An Efficient Pedestrian Gender Recognition Method Based on Key Area Feature Extraction and Information Fusion

Aiming to address the problems of scale uncertainty, feature extraction difficulty, model training difficulty, poor real-time performance, and sample imbalance in low-resolution images for gender recognition, this study proposes an efficient pedestrian gender recognition model based on key area feature extraction and fusion. First, a discrete cosine transform (DCT)-based local super-resolution preprocessing algorithm is developed for facial image gender recognition.
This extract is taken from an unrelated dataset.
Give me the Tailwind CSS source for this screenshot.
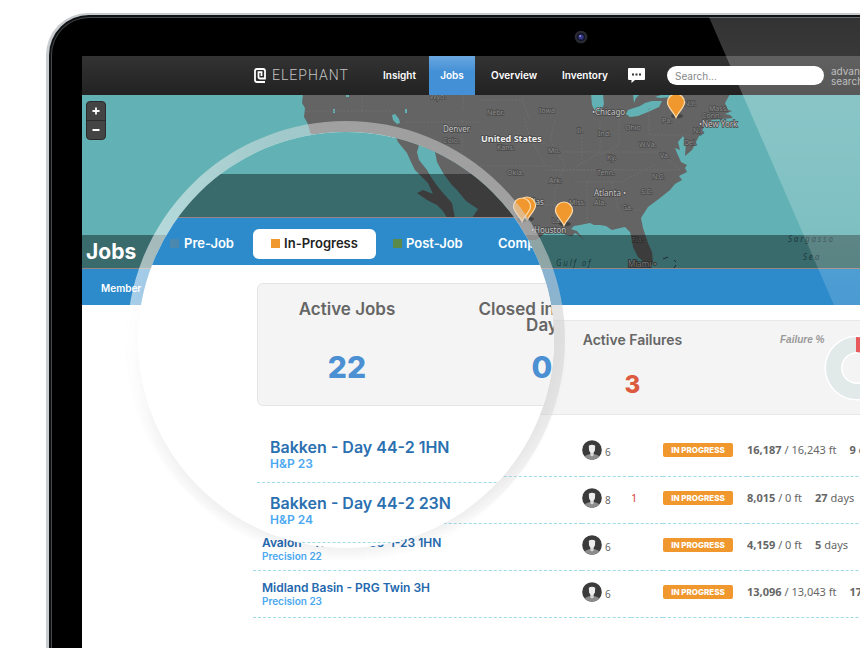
<!DOCTYPE html>
<html lang="en">
<head>
<meta charset="utf-8">
<meta name="viewport" content="width=device-width, initial-scale=1">
<title>Elephant – Jobs</title>
<script src="https://cdn.jsdelivr.net/npm/@tailwindcss/browser@4"></script>
</head>
<body class="bg-white font-['Inter','Liberation_Sans',sans-serif] text-[#666]">
<svg class="absolute h-0 w-0" aria-hidden="true">
  <defs>
    <symbol id="avatar" viewBox="0 0 20 20">
      <circle cx="10" cy="10" r="9.800" fill="#3b3b3b"/>
      <path d="M2.800 16.600C4 14.800 6.200 14.300 10 14.300s6 .5 7.200 2.300A9.800 9.800 0 0 1 2.800 16.600z" fill="#8c8c8c"/>
      <path d="M8.300 11h3.400v4a1.700 1.200 0 0 1-3.400 0z" fill="#d5d5d5"/>
      <path d="M6.800 5.800Q10 3.800 13.200 5.800L12.900 10.500Q12 13 10 13T7.100 10.500z" fill="#ededed"/>
    </symbol>
    <symbol id="pin" viewBox="0 0 20 28">
      <ellipse cx="11" cy="23" rx="6" ry="2.500" fill="#000" opacity=".3"/>
      <path d="M10 24.500C8 19 1.500 14.500 1.500 9.500a8.500 8.500 0 0 1 17 0C18.500 14.500 12 19 10 24.500z" fill="#f0982d" stroke="#fbdcae" stroke-width="1.200"/>
    </symbol>
  </defs>
</svg>

<div class="relative h-screen overflow-hidden">
  <!-- Laptop shell -->
  <div class="ml-[46px] mt-[13px] h-full rounded-tl-[42px] bg-[#c9cccf] pl-[3px] pt-[2px]">
   <div class="h-full rounded-tl-[40px] bg-[#101214] pl-[2px] pt-[2px]">
    <div class="h-full rounded-tl-[38px] border-l border-t border-[#44484b] bg-black pl-[30px]">
      <div class="flex h-[38px] justify-center pt-3">
        <svg class="ml-[220px] h-[14px] w-[14px]" viewBox="0 0 14 14" aria-hidden="true"><circle cx="7" cy="7" r="6.300" fill="#2b2c33"/><circle cx="7" cy="7" r="4.300" fill="#14152a"/><circle cx="7" cy="7" r="2.600" fill="#34368a"/><circle cx="6.200" cy="6" r="1" fill="#8e93d8"/></svg>
      </div>

      <!-- Screen -->
      <div class="h-full overflow-hidden bg-white">
        <header class="flex h-[39px] items-center bg-linear-to-b from-[#333] to-[#222] pl-[172px]">
          <a href="#" class="flex w-[117px] shrink-0 items-center gap-[6px]">
            <svg class="h-[15px] w-[12px]" viewBox="0 0 12 15" fill="none" stroke="#fff" stroke-width="1.800" aria-hidden="true"><path d="M11 14H3Q1 14 1 12V3Q1 1 3 1H9Q11 1 11 3V10.500H6Q4.500 10.500 4.500 9V4.200H7.500V8"/></svg>
            <span class="font-['Roboto',sans-serif] text-[14px] font-light tracking-[1px] text-[#c4c4c4]">ELEPHANT</span>
          </a>
          <nav class="flex h-full shrink-0 items-center text-[10px] font-semibold text-white">
            <a href="#" class="w-[58px] pl-3">Insight</a>
            <a href="#" class="flex h-full w-[46px] items-center justify-center bg-linear-to-b from-[#6aa7e0] to-[#4490d6] to-40%">Jobs</a>
            <a href="#" class="ml-1 w-[71px] pl-3">Overview</a>
            <a href="#" class="w-[78px] pl-3">Inventory</a>
          </nav>
          <button type="button" aria-label="Messages" class="mr-[22px] shrink-0">
            <svg class="h-[15px] w-[17px]" viewBox="0 0 17 15" aria-hidden="true"><path d="M1 0H16Q17 0 17 1V11Q17 12 16 12H7L3.500 15V12H1Q0 12 0 11V1Q0 0 1 0z" fill="#fff"/><path d="M4 5.500h2v2H4zM7.500 5.500h2v2h-2zM11 5.500h2v2h-2z" fill="#333"/></svg>
          </button>
          <input type="search" aria-label="Search" placeholder="Search..." class="h-[19px] w-[157px] shrink-0 rounded-full bg-white px-2 text-[10px] text-[#555] placeholder:text-[#888]">
          <a href="#" class="ml-[7px] text-[10px] leading-[10px] text-[#aaa]">advanced<br>search</a>
        </header>

        <!-- Map -->
        <section class="relative h-[174px] overflow-hidden border-b border-[#9a8583] bg-[#62b2b5]" aria-label="Job map">
          <svg class="block h-[174px] w-[778px] font-['Noto_Sans','Open_Sans',sans-serif]" viewBox="82 95 778 174">
            <path d="M303 94L302 103L305 108L304 117L308 124L310 132L320 150L400 240L536 240L545 233L560 232L566 235L572 236L575 233L580 236L584 240L577 231L571 229L574 226L580 225L590 223L594 225L600 225L606 226L612 230L620 228L625 227L630 232L632 240L633 247L638 257L645 263L650 269L653 262L652 252L648 243L643 228L641 218L648 207L660 198L670 190L675 184L682 180L679 176L687 172L685 168L687 165L681 162L677 153L675 148L680 150L678 142L683 136L686 142L685 156L692 150L697 140L702 130L705 125L712 120L733 118L730 115L725 114L732 111L728 110L725 103L730 94z" fill="#646464"/>
            <g fill="#62b2b5"><path d="M591 94L592 105L595 111L601 111L604 104L603 94zM626 114L628 110L640 106L645 103L652 101L662 101L659 107L648 112L638 116L630 117zM633 94L634 103L636 98L640 94zM655 97L664 94H678L674 97L660 98z"/><path d="M392 115L395 114L399 119L400 123L397 124L393 120zM346 95h3v2h-3zM333 109h2v4h-2zM405 109h2v4h-2z"/></g>
            <g fill="none" stroke="#757575" stroke-width=".6" stroke-dasharray="2 1.500"><path d="M305 111H392M362 95V111M406 122H480M463 95V110M480 100H522L530 120M462 120V160M480 143H545M524 118L531 140L545 165M480 166H555M545 170H620M555 120L550 140L565 165L555 190V235M582 130V165M600 120V152L575 168M619 115V145L600 155M649 108V135H690M552 152H660L680 170M555 170H680M587 182V222M612 182L618 210H640M575 182H620L655 165M540 205H560"/></g>
            <g fill="#8c8c8c" stroke="#4a4a4a" stroke-width="1.500" paint-order="stroke" font-size="7">
              <text x="430" y="99">Wyo.</text><text x="487" y="115">Nebr.</text><text x="539" y="113">Iowa</text><text x="443" y="143">Colo.</text><text x="497" y="150">Kans.</text><text x="548" y="153">Mo.</text><text x="507" y="175">Okla.</text><text x="549" y="183">Ark.</text><text x="577" y="133">Il.</text><text x="598" y="136">Ind.</text><text x="625" y="130">Ohio</text><text x="607" y="160">Ky.</text><text x="597" y="175">Tenn.</text><text x="569" y="205">Miss.</text><text x="594" y="205">Ala.</text><text x="622" y="210">Ga.</text><text x="641" y="194">S.C.</text><text x="652" y="179">N.C.</text><text x="660" y="158">Va.</text><text x="639" y="147">W.Va.</text><text x="662" y="123">Pa.</text><text x="684" y="106">N.Y.</text><text x="693" y="133">N.J.</text><text x="684" y="145">Del.</text><text x="709" y="111">Mass.</text><text x="702" y="118">Conn.</text><text x="552" y="223">La.</text><text x="632" y="242">Fla.</text>
            </g>
            <g fill="#c4c4c4" stroke="#484848" stroke-width="1.500" paint-order="stroke" font-size="8">
              <text x="443" y="132">Denver</text><text x="592" y="115">•Chicago</text><text x="699" y="127">•New York</text><text x="594" y="196">Atlanta •</text><text x="521" y="205">Dallas</text><text x="531" y="233">•Houston</text><text x="628" y="267">Miami •</text>
            </g>
            <text x="481" y="142" font-size="9" font-weight="700" fill="#eee" stroke="#444" stroke-width="1.500" paint-order="stroke">United States</text>
            <g fill="#2c6367" font-size="8" font-style="italic" letter-spacing="1.800"><text x="788" y="242">Sargasso</text><text x="803" y="260">Sea</text><text x="556" y="266">Gulf of</text></g>
            <path d="M663 259l5-2M674 260l2 2M676 265l-2 3" stroke="#345" stroke-width="1"/>
            <use href="#pin" x="666" y="93" width="20" height="28"/>
            <use href="#pin" x="517" y="196" width="20" height="28"/>
            <use href="#pin" x="512" y="197" width="20" height="28"/>
            <use href="#pin" x="554" y="201" width="20" height="28"/>
          </svg>
          <div class="absolute left-1 top-[6px] flex w-[20px] flex-col overflow-hidden rounded-sm border border-[#2b2b2b] bg-[#444]">
            <button type="button" aria-label="Zoom in" class="flex h-[19px] items-center justify-center border-b border-[#2b2b2b]"><svg class="h-2 w-2" viewBox="0 0 8 8" aria-hidden="true"><path d="M4 .5v7M.5 4h7" stroke="#fff" stroke-width="1.800"/></svg></button>
            <button type="button" aria-label="Zoom out" class="flex h-[18px] items-center justify-center"><svg class="h-2 w-2" viewBox="0 0 8 8" aria-hidden="true"><path d="M.5 4h7" stroke="#fff" stroke-width="2"/></svg></button>
          </div>
          <div class="absolute inset-x-0 bottom-0 flex h-[33px] items-center bg-black/40 pl-1">
            <h1 class="text-[21px] font-bold leading-none text-white">Jobs</h1>
          </div>
        </section>

        <nav class="flex h-[36px] items-center bg-[#2d8bcb] pl-[19px] pt-[2px] text-[10px] font-semibold text-white"><a href="#">Member</a></nav>

        <!-- Summary -->
        <section class="ml-[171px] mt-[15px] flex h-[95px] border-y border-[#e8e8e8] bg-[#f4f4f4] pl-[328px]">
          <div class="w-[103px] shrink-0 pt-[11px] text-center">
            <h2 class="whitespace-nowrap text-[14px] font-semibold leading-4">Active Failures</h2>
            <p class="mt-6 text-[24px] font-extrabold leading-[26px] text-[#dc5a3e]">3</p>
          </div>
          <div class="ml-[96px] flex shrink-0 items-start">
            <p class="pt-[14px] font-['Liberation_Sans',sans-serif] text-[10px] font-bold italic leading-[10px] text-[#999]">Failure %</p>
            <svg class="mt-[14px] h-[66px] w-[66px]" viewBox="0 0 66 66" role="img" aria-label="Failure rate">
              <circle cx="33" cy="33" r="23.500" fill="none" stroke="#fff" stroke-width="18"/>
              <circle cx="33" cy="33" r="23.500" fill="none" stroke="#e2e9e9" stroke-width="15"/>
              <path d="M32 2A31 31 0 0 1 48 6L41 20A15 15 0 0 0 32 17z" fill="#e8595b"/>
            </svg>
          </div>
        </section>

        <!-- Job list -->
        <table class="ml-[171px] mt-[14px] w-[640px] table-fixed border-collapse text-left font-['Noto_Sans',sans-serif] text-[11px] leading-4">
          <colgroup><col class="w-[329px]"><col class="w-[49px]"><col class="w-[32px]"><col class="w-[84px]"><col></colgroup>
          <tbody>
            <tr class="h-[47px] border-b border-dashed border-[#9fdbe9]">
              <td></td>
              <td class="pb-1"><div class="flex items-center gap-[3px]"><svg class="h-5 w-5" aria-hidden="true"><use href="#avatar"/></svg><span class="pt-1 text-[10px] leading-4">6</span></div></td>
              <td></td>
              <td class="pb-1"><span class="block w-[70px] rounded-xs bg-[#f0982d] text-center font-['Inter',sans-serif] text-[8px] font-extrabold leading-[14px] text-white">IN PROGRESS</span></td>
              <td class="pb-1"><div class="flex gap-[13px] whitespace-nowrap"><span><b>16,187</b> / 16,243 ft</span><span><b>9</b> days</span></div></td>
            </tr>
            <tr class="h-[47px] border-b border-dashed border-[#9fdbe9]">
              <td></td>
              <td class="pb-1"><div class="flex items-center gap-[3px]"><svg class="h-5 w-5" aria-hidden="true"><use href="#avatar"/></svg><span class="pt-1 text-[10px] leading-4">8</span></div></td>
              <td class="pb-1 text-[#d9483b]">1</td>
              <td class="pb-1"><span class="block w-[70px] rounded-xs bg-[#f0982d] text-center font-['Inter',sans-serif] text-[8px] font-extrabold leading-[14px] text-white">IN PROGRESS</span></td>
              <td class="pb-1"><div class="flex gap-[13px] whitespace-nowrap"><span><b>8,015</b> / 0 ft</span><span><b>27</b> days</span></div></td>
            </tr>
            <tr class="h-[47px] border-b border-dashed border-[#9fdbe9]">
              <td class="pl-[9px] pt-1 font-['Inter',sans-serif]"><a href="#" class="block text-[12px] font-semibold leading-[14px] text-[#2468ae]">Avalon - Thresher 33-1-23 1HN</a><span class="block text-[10px] font-semibold leading-3 text-[#4aa8f0]">Precision 22</span></td>
              <td class="pb-1"><div class="flex items-center gap-[3px]"><svg class="h-5 w-5" aria-hidden="true"><use href="#avatar"/></svg><span class="pt-1 text-[10px] leading-4">6</span></div></td>
              <td></td>
              <td class="pb-1"><span class="block w-[70px] rounded-xs bg-[#f0982d] text-center font-['Inter',sans-serif] text-[8px] font-extrabold leading-[14px] text-white">IN PROGRESS</span></td>
              <td class="pb-1"><div class="flex gap-[13px] whitespace-nowrap"><span><b>4,159</b> / 0 ft</span><span><b>5</b> days</span></div></td>
            </tr>
            <tr class="h-[47px] border-b border-dashed border-[#9fdbe9]">
              <td class="pl-[9px] font-['Inter',sans-serif]"><a href="#" class="block text-[12px] font-semibold leading-[14px] text-[#2468ae]">Midland Basin - PRG Twin 3H</a><span class="block text-[10px] font-semibold leading-3 text-[#4aa8f0]">Precision 23</span></td>
              <td class="pb-1"><div class="flex items-center gap-[3px]"><svg class="h-5 w-5" aria-hidden="true"><use href="#avatar"/></svg><span class="pt-1 text-[10px] leading-4">6</span></div></td>
              <td></td>
              <td class="pb-1"><span class="block w-[70px] rounded-xs bg-[#f0982d] text-center font-['Inter',sans-serif] text-[8px] font-extrabold leading-[14px] text-white">IN PROGRESS</span></td>
              <td class="pb-1"><div class="flex gap-[13px] whitespace-nowrap"><span><b>13,096</b> / 13,043 ft</span><span><b>17</b> days</span></div></td>
            </tr>
          </tbody>
        </table>
      </div>
    </div>
   </div>
  </div>

  <!-- Magnifier -->
  <svg class="pointer-events-none absolute left-[116px] top-[110px] h-[460px] w-[460px]" viewBox="0 0 460 460" aria-hidden="true">
    <defs>
      <linearGradient id="rc" x1="0" x2="1" y1="0" y2="0"><stop offset="0" stop-color="#fff"/><stop offset=".35" stop-color="#dedede"/><stop offset="1" stop-color="#d2d2d2"/></linearGradient>
      <linearGradient id="rf" x1="0" x2="0" y1="0" y2="1"><stop offset="0" stop-color="#fff" stop-opacity=".5"/><stop offset=".5" stop-color="#fff" stop-opacity=".6"/><stop offset=".75" stop-color="#fff" stop-opacity=".3"/><stop offset=".92" stop-color="#fff" stop-opacity="0"/></linearGradient>
      <linearGradient id="sf" x1="0" x2="0" y1="0" y2="1"><stop offset=".35" stop-color="#fff" stop-opacity="0"/><stop offset=".7" stop-color="#fff"/></linearGradient>
      <mask id="rm" maskUnits="userSpaceOnUse" x="0" y="0" width="460" height="460"><rect width="460" height="460" fill="url(#rf)"/></mask>
      <mask id="sm" maskUnits="userSpaceOnUse" x="0" y="0" width="460" height="460"><rect width="460" height="460" fill="url(#sf)"/></mask>
      <radialGradient id="rs" gradientUnits="userSpaceOnUse" cx="230" cy="230" r="222"><stop offset=".93" stop-color="#000" stop-opacity=".06"/><stop offset="1" stop-color="#000" stop-opacity="0"/></radialGradient>
    </defs>
    <circle cx="230" cy="230" r="222" fill="url(#rs)" mask="url(#sm)"/>
    <circle cx="230" cy="230" r="213" fill="none" stroke="url(#rc)" stroke-width="12" mask="url(#rm)"/>
  </svg>
  <section class="absolute left-[138px] top-[132px] h-[416px] w-[416px] overflow-hidden rounded-full bg-white" aria-label="Magnified view">
    <div class="relative h-[86px] overflow-hidden border-b border-[#9a8583] bg-[#62b2b5]">
      <svg class="block h-[86px] w-[416px]" viewBox="138 132 416 86" aria-hidden="true"><path d="M393 131L398 142L407 153L411 162L415 170L428 183L433 194L423 190L417 193L427 200L437 205L443 211L447 218H455L452 203L444 194L438 187L431 177L427 170L419 160L417 152L419 145L435 152L437 162L443 173L451 184L457 190L466 201L478 209L472 218H555V131z" fill="#646464"/></svg>
      <div class="absolute inset-x-0 bottom-0 h-[43px] bg-black/40"></div>
    </div>
    <nav class="flex h-[47px] items-center whitespace-nowrap bg-[#2d8bcb] pl-[32px] pt-1 text-[13px] font-semibold text-white">
      <a href="#" class="flex w-[83px] shrink-0 items-center gap-[5px]"><i class="size-[9px] bg-[#4b88b0]"></i>Pre-Job</a>
      <a href="#" class="flex h-[30px] w-[123px] shrink-0 items-center justify-center gap-1 rounded-md bg-white text-[#222]"><i class="size-[9px] bg-[#f0982d]"></i>In-Progress</a>
      <a href="#" class="ml-[17px] flex w-[105px] shrink-0 items-center gap-1"><i class="size-[9px] bg-[#5a8a4a]"></i>Post-Job</a>
      <a href="#">Completed</a>
    </nav>
    <div class="ml-[119px] mt-[18px] flex h-[123px] w-[400px] rounded-md border border-[#e4e4e4] bg-[#f4f4f4] pt-[17px] text-center">
      <div class="w-[178px] shrink-0">
        <h2 class="h-8 text-[17px] font-semibold leading-4">Active Jobs</h2>
        <p class="mt-4 text-[30px] font-extrabold leading-9 text-[#4a90d2]">22</p>
      </div>
      <div class="w-[212px] shrink-0">
        <h2 class="h-8 text-[17px] font-semibold leading-4">Closed in Same<br>Day</h2>
        <p class="mt-4 text-[30px] font-extrabold leading-9 text-[#4a90d2]">0</p>
      </div>
    </div>
    <ul class="ml-[119px] mt-[21px] w-[300px]">
      <li class="border-b border-dashed border-[#9fdbe9] pb-[10px] pl-[13px] pt-[11px]"><a href="#" class="block text-[16px] font-semibold leading-[18px] text-[#2a70b0]">Bakken - Day 44-2 1HN</a><span class="block text-[12px] font-semibold leading-4 text-[#4aa8f0]">H&amp;P 23</span></li>
      <li class="border-b border-dashed border-[#9fdbe9] pb-[14px] pl-[13px] pt-[11px]"><a href="#" class="block text-[16px] font-semibold leading-[18px] text-[#2a70b0]">Bakken - Day 44-2 23N</a><span class="block text-[12px] font-semibold leading-4 text-[#4aa8f0]">H&amp;P 24</span></li>
    </ul>
  </section>

  <!-- Screen glare -->
  <svg class="pointer-events-none absolute left-[709px] top-[17px] h-[288px] w-[400px]" viewBox="0 0 400 288" aria-hidden="true">
    <defs><linearGradient id="gl" x1="0" x2="0" y1="0" y2="1"><stop offset="0" stop-color="#fff" stop-opacity=".2"/><stop offset=".3" stop-color="#fff" stop-opacity=".25"/><stop offset="1" stop-color="#fff" stop-opacity=".14"/></linearGradient></defs>
    <path d="M0 0H400V288H125z" fill="url(#gl)"/>
  </svg>
</div>
</body>
</html>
Then, a key area feature extraction and information fusion model is designed, using additional appearance features to assist in gender recognition and improve accuracy. The proposed model preprocesses images using the DCT image fusion and super-resolution methods, dividing pedestrian images into three regions: face, hair, and lower body (legs) regions. Features are separately extracted from each of the three image regions. Finally, a multi-region local gender recognition classifier is designed and trained, employing decision-level information fusion. The results of the three local classifiers are fused using a Bayesian computation-based fusion strategy to obtain the final recognition result of a pedestrian’s gender. This study uses surveillance video data to create a dataset for experimental comparison. Experimental results demonstrate the superiority of the proposed approach. The facial model (DCT-PFSR-CNN) achieved the best accuracy of 89% and an F1-Score of 0.88. Furthermore, the complete pedestrian model (MPGRM) attained an mAP of 0.85 and an AUC of 0.86, surpassing the strongest baseline (HDFL) by 2.4% in mAP and 2.3% in AUC. These results confirm the high application potential of the proposed method for gender recognition in real-world surveillance scenarios.